First and foremost, we have to speak kindly to ourselves. When my best friend’s son was about 2 he went through a mild rebellious phase, and my best friend bore the brunt of that phase. Now we all know that children mean no harm and it takes them some time to learn boundaries, but it was still painful for my friend. One day he said something hurtful to her and I saw tears well up in her eyes. Before I could catch myself I looked right at him and said “don’t talk to my friend like that!!!!”. He looked a bit shocked, and proceeded to apologize to his mom. I couldn’t believe I just said that to a 2 year old. A damn 2 year old. He didn’t know what he was saying had that kind of impact! Well, that voice inside your head doesn’t know it’s impact either. That voice inside your head has only been hearing and speaking cruel things for as long as it can remember, and you’re going to have to set some boundaries with it. Several years ago I started saying to that voice in my head “don’t talk to my friend like that!” every time I had a nasty thought about myself. It didn’t always stop the nasty thoughts, but it almost always slowed them down… and made me giggle a little bit.
Once you slow down your thoughts you’ve got to start doing a little fact checking. It turns out that we’re told a lot of bullshit for a lot of years, so you’ve got to start asking yourself “why the hell do I think that?”. If you see your thighs in the mirror and think they have too much cellulite, try asking yourself “why?”. What constitutes “too much”? Is there a scale on which you’re measuring the amount of cellulite on your legs? Or maybe, do you think there’s too much cellulite on your thighs because some butt head kid made a joke about cottage cheese legs back when you were 15? Does that kid get to decide how you feel about your body?

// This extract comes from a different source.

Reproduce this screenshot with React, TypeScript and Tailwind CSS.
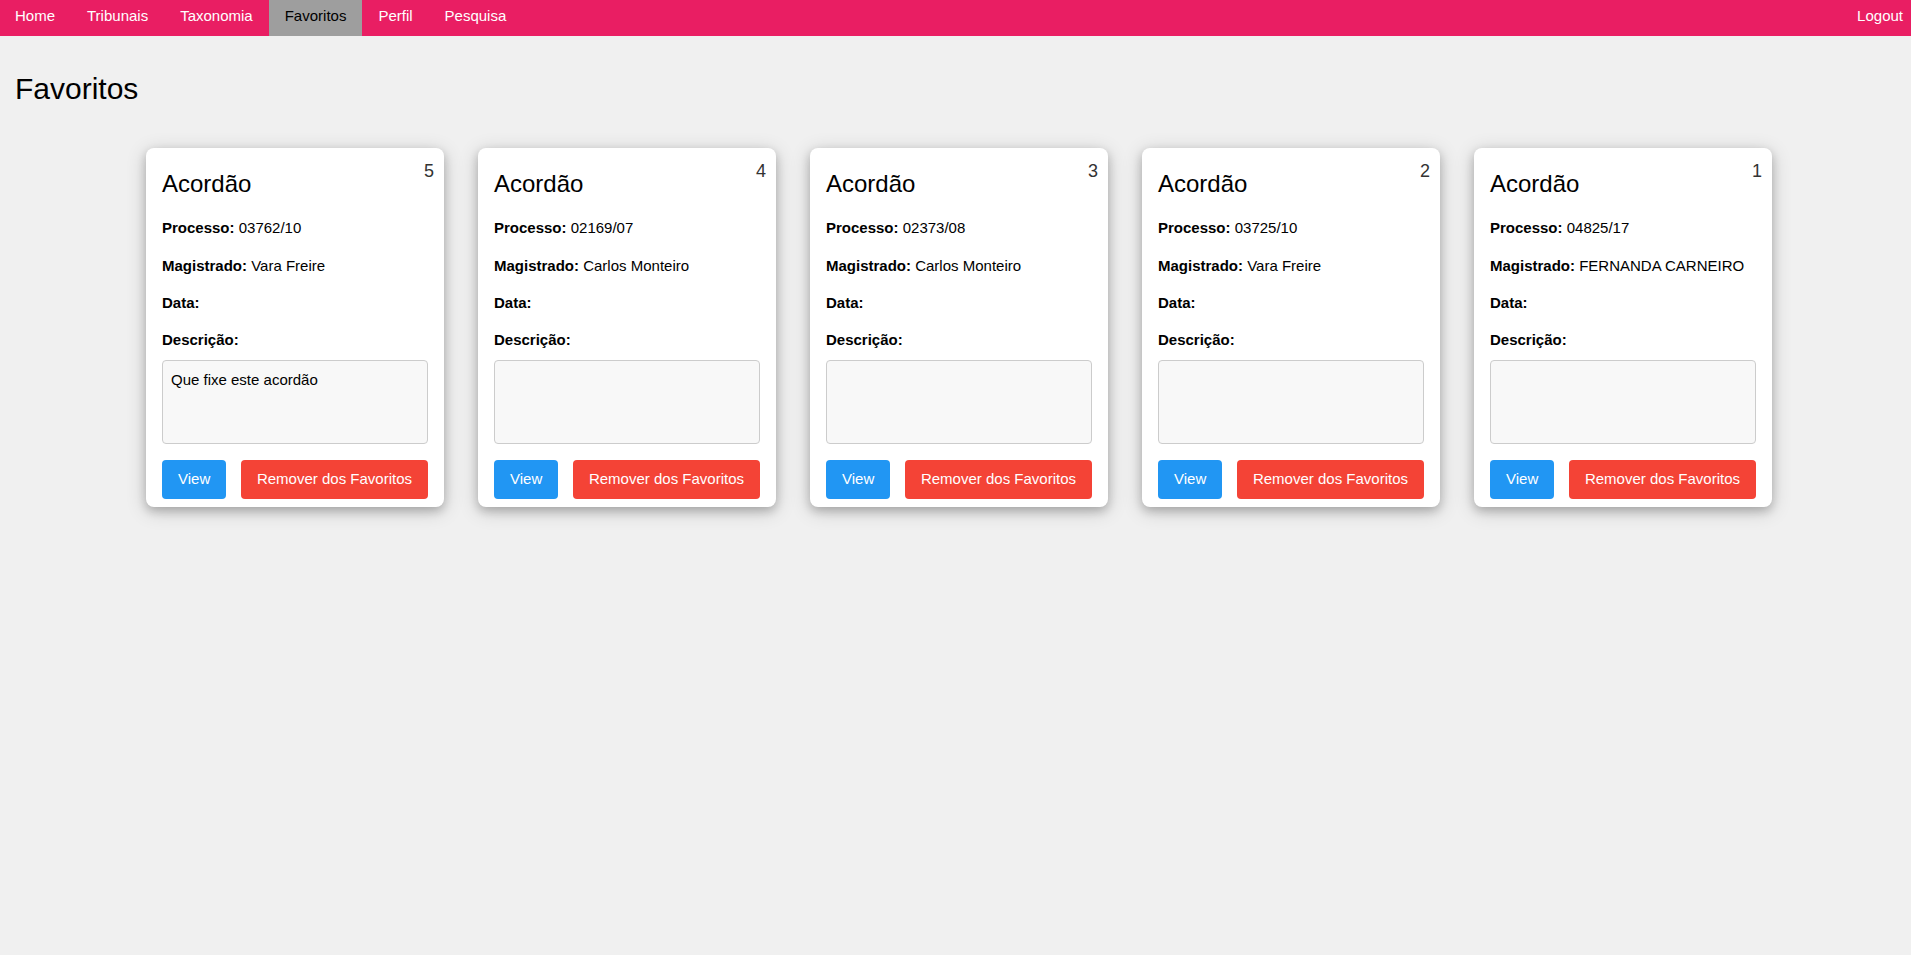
import React from "react";

type Fav = { n: number; processo: string; magistrado: string; descricao: string };

const favs: Fav[] = [
  { n: 5, processo: "03762/10", magistrado: "Vara Freire", descricao: "Que fixe este acordão" },
  { n: 4, processo: "02169/07", magistrado: "Carlos Monteiro", descricao: "" },
  { n: 3, processo: "02373/08", magistrado: "Carlos Monteiro", descricao: "" },
  { n: 2, processo: "03725/10", magistrado: "Vara Freire", descricao: "" },
  { n: 1, processo: "04825/17", magistrado: "FERNANDA CARNEIRO", descricao: "" },
];

const navItems = ["Home", "Tribunais", "Taxonomia", "Favoritos", "Perfil", "Pesquisa"];

function Card({ f }: { f: Fav }) {
  return (
    <div className="relative w-[298px] bg-white rounded-[8px] px-4 pt-2 pb-[8px] shadow-[0_4px_10px_0_rgba(0,0,0,0.2),0_4px_20px_0_rgba(0,0,0,0.19)]">
      <span className="absolute right-[10px] top-[10px] text-[18px] leading-[27px] text-[#333]">{f.n}</span>
      <h3 className="mt-[10px] text-[24px] leading-[36px] font-normal text-black">Acordão</h3>
      <p className="mt-[15px] text-[15px] leading-[22.5px]">
        <b>Processo:</b> {f.processo}
      </p>
      <p className="mt-[15px] text-[15px] leading-[22.5px]">
        <b>Magistrado:</b> {f.magistrado}
      </p>
      <p className="mt-[15px] text-[15px] leading-[22.5px]">
        <b>Data:</b>
      </p>
      <p className="mt-[14px] text-[15px] leading-[22.5px]">
        <b>Descrição:</b>
      </p>
      <div className="mt-[9px] h-[84px] w-full border border-[#ccc] rounded-[4px] bg-[#f8f8f8] px-2 py-2 text-[15px] leading-[22.5px] text-black">
        {f.descricao}
      </div>
      <div className="mt-4 flex justify-between">
        <button className="h-[38.5px] px-4 rounded-[4px] bg-[#2196f3] text-white text-[15px] leading-[22.5px]">View</button>
        <button className="h-[38.5px] px-4 rounded-[4px] bg-[#f44336] text-white text-[15px] leading-[22.5px]">Remover dos Favoritos</button>
      </div>
    </div>
  );
}

export default function App() {
  return (
    <div className="min-h-[955px] bg-[#f0f0f0] text-black" style={{ fontFamily: '"Liberation Sans", Arial, sans-serif' }}>
      <nav className="h-9 bg-[#e91e63] flex text-[15px] leading-[22.5px]">
        <div className="flex -ml-px">
          {navItems.map((it) => (
            <a
              key={it}
              className={
                it === "Favoritos"
                  ? "h-9 px-4 pt-[5px] bg-[#9e9e9e] text-black"
                  : "h-9 px-4 pt-[5px] text-white"
              }
            >
              {it}
            </a>
          ))}
        </div>
        <a className="ml-auto h-9 pl-4 pr-2 pt-[5px] text-white">Logout</a>
      </nav>
      <h2 className="mt-[30px] px-[15px] text-[30px] leading-[45px] font-normal">Favoritos</h2>
      <div className="mt-[37px] flex justify-center gap-[34px] pl-[7px]">
        {favs.map((f) => (
          <Card key={f.n} f={f} />
        ))}
      </div>
    </div>
  );
}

No way!
It’s important to remember that some times we find out someone we really care about may have pre-disposed us to a belief about our bodies that isn’t nice. It’s ok to be upset about that, and it’s ok to address it with that person. There’s no need for it to hold you back, though. You do not have to have every issue with every person who ever hurt you solved before you get to love yourself.

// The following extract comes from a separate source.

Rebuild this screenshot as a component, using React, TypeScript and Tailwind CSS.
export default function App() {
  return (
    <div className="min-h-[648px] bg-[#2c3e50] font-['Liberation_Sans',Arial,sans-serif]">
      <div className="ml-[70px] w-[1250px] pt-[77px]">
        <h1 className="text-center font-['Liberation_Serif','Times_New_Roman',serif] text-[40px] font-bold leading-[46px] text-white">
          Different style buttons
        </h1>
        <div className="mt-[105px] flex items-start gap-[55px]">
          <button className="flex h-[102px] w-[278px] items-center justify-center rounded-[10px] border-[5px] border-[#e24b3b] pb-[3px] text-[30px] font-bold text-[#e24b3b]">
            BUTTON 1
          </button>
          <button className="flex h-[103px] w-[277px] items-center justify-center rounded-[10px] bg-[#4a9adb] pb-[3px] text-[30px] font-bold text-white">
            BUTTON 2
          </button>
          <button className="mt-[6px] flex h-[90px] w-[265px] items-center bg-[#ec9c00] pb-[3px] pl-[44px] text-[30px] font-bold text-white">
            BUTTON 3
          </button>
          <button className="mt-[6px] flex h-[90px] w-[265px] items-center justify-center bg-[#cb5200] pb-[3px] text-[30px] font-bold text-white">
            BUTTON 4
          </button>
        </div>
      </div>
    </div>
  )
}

Lastly, stop judging others. Here’s the thing, you don’t need to stop judging others for some greater good or because it’s nice. You’ve got to do it because every time you judge someone you store that judgement in a little vault. And on your worst days, you unlock that vault and you let those judgements pour out onto yourself. Practicing love and non-judgement for others is a great way to build self love. Some times we like to act like we are judging people because we just care about them. Judging someone and masking it as “concern” is condescending and unnecessary. Unsolicited advice is never good advice. Remind yourself that your opinion about others does not make it a fact. You are not more informed on another person’s life than they are. Once you slow down with your judgements of other’s your judgements of yourself will naturally follow suit.
So that’s it! You’re magically going to love yourself now, right?
Well, not exactly. You’ve got to remember that society has been ingraining these bullshit ideas in our head for our whole lives. It’s going to take a little bit of time to unlearn them and start accepting ourselves. It’s not going to be easy, in fact it will be hard some times. That’s ok. You can cope with difficult. You are capable of unlearning the crap we’ve been taught. See what I did there? You are capable. You are so incredibly capable.
And that’s where we gain confidence. In the experience of unlearning what we’ve been taught and finding ourselves. Our most true selves. It’s a wild ride, but it is so incredibly worth it.